KINGSTON, R.I. – April 23, 2014 – A team of researchers led by a University of Rhode Island professor has completed a five-year study of the Appalachian Trail and developed a satellite-based system for monitoring and forecasting ecological conditions along the trail. One of its initial conclusions is that the invasive species tree-of-heaven is expected to expand northward to New England due to climate change.

Yeqiao Wang, a URI professor of terrestrial remote sensing, says that his team’s research combining satellite-based data with ground-based ecological monitoring will be useful in the management of the lands along the Appalachian Trail.

“But our tools aren’t just about managing the trail; it’s about the entire eastern United States,” he said. “We study the trail as a representative megatransect to reflect the ecological conditions of the eastern U.S.”

In a paper published this month in the journal Philosophical Transactions of the Royal Society, Wang and URI colleagues Peter August and John Clark demonstrate the use of the new monitoring system by focusing on the current status and predicted expansion of tree-of-heaven, a problematic invasive species that was introduced to the United States in 1784 for ornamental planting. Native to China, the tree has been found to suppress native species and disperse widely by releasing vast quantities of airborne seeds that colonize gaps in forest canopies.

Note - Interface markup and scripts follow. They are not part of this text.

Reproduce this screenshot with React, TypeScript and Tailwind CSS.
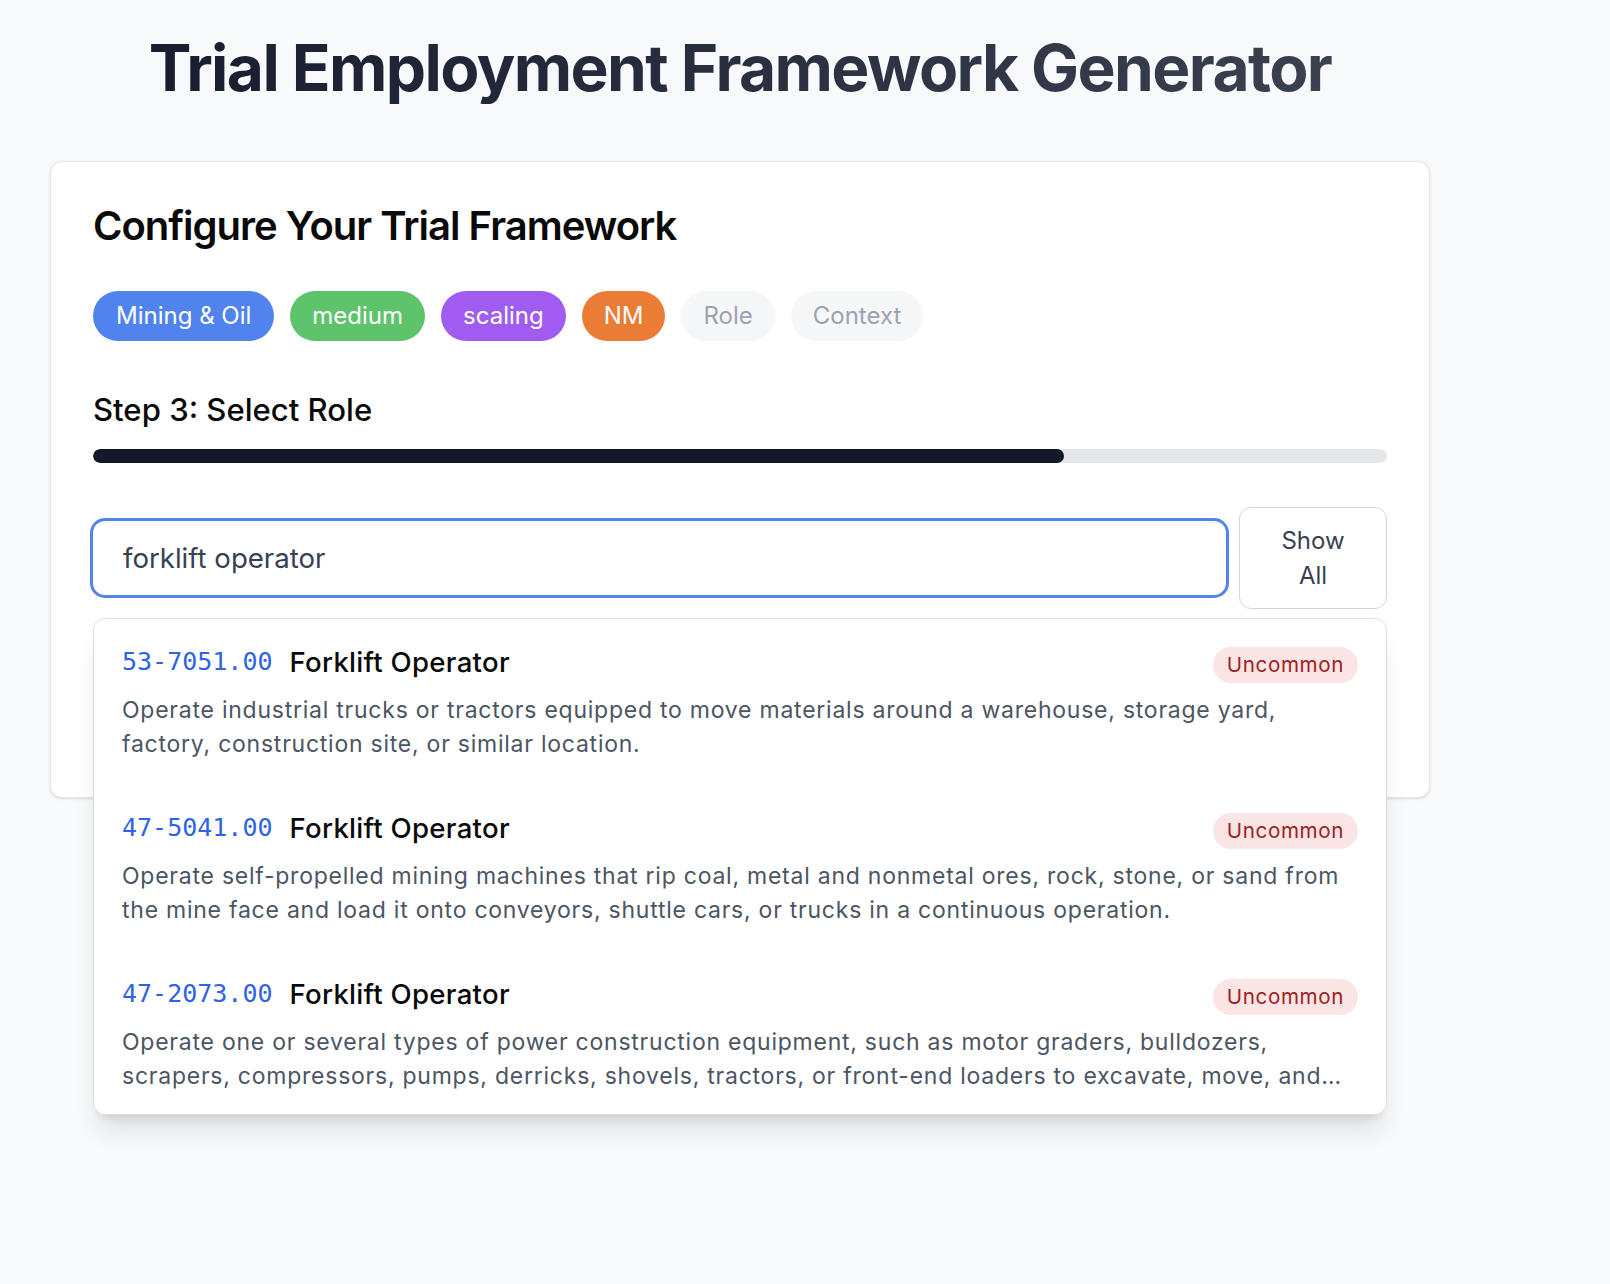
import React from "react";

const tags = [
  { label: "Mining & Oil", cls: "bg-[#5083ee] text-white px-[23px]" },
  { label: "medium", cls: "bg-[#5ec46b] text-white px-[22px]" },
  { label: "scaling", cls: "bg-[#a05cf0] text-white px-[22px]" },
  { label: "NM", cls: "bg-[#eb7c36] text-white px-[22px]" },
  { label: "Role", cls: "bg-[#f6f7f9] text-[#9ca3af] px-[22px]" },
  { label: "Context", cls: "bg-[#f6f7f9] text-[#9ca3af] px-[22px]" },
];

const roles = [
  {
    code: "53-7051.00",
    title: "Forklift Operator",
    desc: "Operate industrial trucks or tractors equipped to move materials around a warehouse, storage yard, factory, construction site, or similar location.",
  },
  {
    code: "47-5041.00",
    title: "Forklift Operator",
    desc: "Operate self-propelled mining machines that rip coal, metal and nonmetal ores, rock, stone, or sand from the mine face and load it onto conveyors, shuttle cars, or trucks in a continuous operation.",
  },
  {
    code: "47-2073.00",
    title: "Forklift Operator",
    desc: "Operate one or several types of power construction equipment, such as motor graders, bulldozers, scrapers, compressors, pumps, derricks, shovels, tractors, or front-end loaders to excavate, move, and grade earth, erect structures, or pour concrete or other hard surface pavement.",
  },
];

function RoleItem({ code, title, desc }: { code: string; title: string; desc: string }) {
  return (
    <div className="px-7 pt-7 pb-[23px]">
      <div className="flex items-start justify-between">
        <div className="flex items-center gap-[17px] leading-[30px]">
          <span className="font-['DejaVu_Sans_Mono',monospace] text-[25px] text-[#2f63e4]">
            {code}
          </span>
          <span className="text-[27.6px] font-medium tracking-[0.01em] text-[#0a0a0a]">
            {title}
          </span>
        </div>
        <span className="rounded-full bg-[#fbe4e4] px-[14px] py-1 text-[20.6px] leading-7 tracking-[0.03em] text-[#9b2323]">
          Uncommon
        </span>
      </div>
      <p className="mt-[10px] line-clamp-2 text-[23px] leading-[34.4px] tracking-[0.033em] text-[#4b5563]">
        {desc}
      </p>
    </div>
  );
}

export default function App() {
  return (
    <div className="min-h-[1284px] bg-[#f8f9fb] font-[Inter,'Noto_Sans',sans-serif] px-[50px] pt-8">
      <div className="w-[1380px]">
        <h1 className="bg-gradient-to-r from-[#151b2c] to-[#3d4452] bg-clip-text text-center text-[64px] font-bold leading-[72px] tracking-tight text-transparent">
          Trial Employment Framework Generator
        </h1>

        <div className="mt-[57px] h-[637px] rounded-xl border border-[#e5e7eb] bg-white px-[42px] pt-[42px] shadow-sm">
          <h2 className="text-[40px] font-semibold leading-[44px] tracking-tight text-[#0a0a0a]">
            Configure Your Trial Framework
          </h2>

          <div className="mt-[43px] flex gap-4">
            {tags.map((t) => (
              <span
                key={t.label}
                className={`flex h-[50px] items-center rounded-full text-[24px] ${t.cls}`}
              >
                {t.label}
              </span>
            ))}
          </div>

          <h3 className="mt-[49px] text-[31.1px] font-medium leading-[40px] text-[#0a0a0a]">
            Step 3: Select Role
          </h3>

          <div className="mt-[19px] h-[14px] w-full overflow-hidden rounded-full bg-[#e5e7eb]">
            <div className="h-full rounded-full bg-[#111827]" style={{ width: `${(3 / 4) * 100}%` }} />
          </div>

          <div className="relative mt-[44px]">
            <div className="flex items-center gap-[13px]">
              <input
                defaultValue="forklift operator"
                className="h-[74px] flex-1 rounded-xl border-0 bg-white px-[30px] text-[27.6px] text-[#374151] outline-none ring-[3px] ring-[#5083ec]"
              />
              <button className="w-[148px] shrink-0 rounded-xl border border-[#d1d5db] bg-white px-[27px] py-[15px] text-center text-[24px] leading-[35px] text-[#374151]">
                Show All
              </button>
            </div>

            <div className="absolute left-0 right-0 top-full z-10 mt-[9px] h-[497px] overflow-hidden rounded-xl border border-[#dcdfe4] bg-white shadow-xl">
              {roles.map((r) => (
                <RoleItem key={r.code} {...r} />
              ))}
            </div>
          </div>
        </div>
      </div>
    </div>
  );
}
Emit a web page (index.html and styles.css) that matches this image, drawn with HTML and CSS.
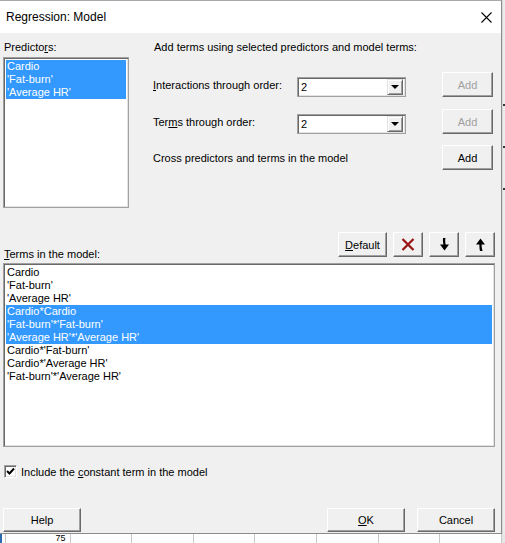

The study found tree-of-heaven populations at 136 out of 4,000 monitoring plots established by the U.S. Forest Service along the Appalachian Trail, mostly in the trail’s central portion in Virginia but also in smaller numbers as far south as North Carolina and as far north as New York. None were found in New England.

“Based on climate models and where we find tree-of-heaven now, the study predicts that the New England states will be suitable habitat for tree-of-heaven by the end of the century,” Wang said. “It is currently distributed in lowland areas, but it could also end up in high elevations to the south of its current range.”

According to Wang, the objective of the broader research project was to create a decision support system for monitoring, reporting and forecasting the ecological conditions of the Appalachian Trail to improve the management of the natural resources and biological diversity of the region. Satellite-based remote sensing is the most effective way of learning about the large-scale changes taking place along the trail. Wang noted that the trail’s north-south alignment represents a cross-section of the eastern United States forests and alpine areas, making it an ideal setting for collecting scientifically valid and relevant data for early detection of undesirable changes to the region’s natural resources.

In addition to Wang and colleagues at URI, other institutions collaborating on the project include the NASA Ames Research Center, the National Park Service, the U.S. Forest Service, the U.S. Geological Survey and the Appalachian Trail Conservancy. The project was funded by NASA.

The 2,175-mile Appalachian Trail runs from Springer Mountain in northern Georgia to Mount Katahdin in central Maine. Along the way it crosses 14 states and intersects with eight national forests, six units of the National Park System, more than 70 state parks, forests and game management units, and 287 local jurisdictions. The trail and its surrounding 250,000 acres of protected lands harbor forests with some of the greatest biological diversity in the country.